We could argue that the initial responsibility for ethical technology rests with developers but there are still far too many questions. Wysopal (2020) says that data breaches might be the legal liability of the infiltrated company (which is also a victim) or a vendor whose hardware or software allowed hackers inside. A lawyer at Case Western Reserve University says it is not always clear if the operator or the manufacturer is responsible when an autonomous car is involved in a crash – although the manufacturer may be quick to point to the driver even if the crash is due to failures with the technology (McEwen, 2023). False positives from facial recognition can be the cause for wrongful arrests (Marks, 2021), but whether the software creator or the police are responsible is up for debate.
It is clear that responsibility and power with technology projects need to be better connected, and the prudence mentioned in the French document is the reminder to approach each situation with caution. Indeed, this also takes courage.
Learning is the Best Defense
The first important step is educating stakeholders so that potential complications can be expected and mitigated – or avoided entirely – before technologies are launched to the public. Becoming aware of potential problems is the best first step in protecting the human.
The IGI Global book, Exploring Ethical Problems in Today’s Technological World (ISBN:9781668458921), provides this depth needed for better understanding. Topics include accessibility and design, RFID chipping, facial recognition, use of social media, digital "nudging," privacy and data rights, autonomous cars, smart homes, the digital footprint, the metaverse, and teaching ethics, plus business concerns such as leadership, policy development, and "when to say no." Faculty and practitioners from 11 institutions and four continents contributed to this volume, which is an excellent resource for computer professionals, policymakers, and students alike.

About the Editor
Prof.

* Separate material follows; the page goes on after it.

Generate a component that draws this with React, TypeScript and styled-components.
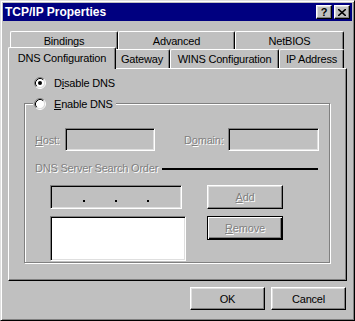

Tamara Phillips Fudge
Tamara Phillips Fudge, DMus., is a full-time professor in the graduate technology programs at Purdue University Global. She has won fellowships and awards for innovation and teaching, and has taught a wide variety of topics, including web development, human-computer interaction, systems analysis and design, and those featuring documentation, diagramming, problem-solving, and presentation. Her career started with music degrees from Indiana University and Florida State University. She sang opera, oratorio, and in recital; her compositions have been heard on Public Radio, at various universities, and a state choral convention. She taught vocal and choral music, piano, pedagogy, foreign language diction, opera production, music theory, composition, and related courses in the traditional college classroom for 20-odd years. For 7 years, she was a weekend correspondent for the Quad-City Times (Davenport, IA). Following a brief stint as an agent/registered representative selling life and health insurance and variable products, she returned to school with a keen interest in technology and has since distinguished herself in online teaching, coordination of large projects, and curriculum development.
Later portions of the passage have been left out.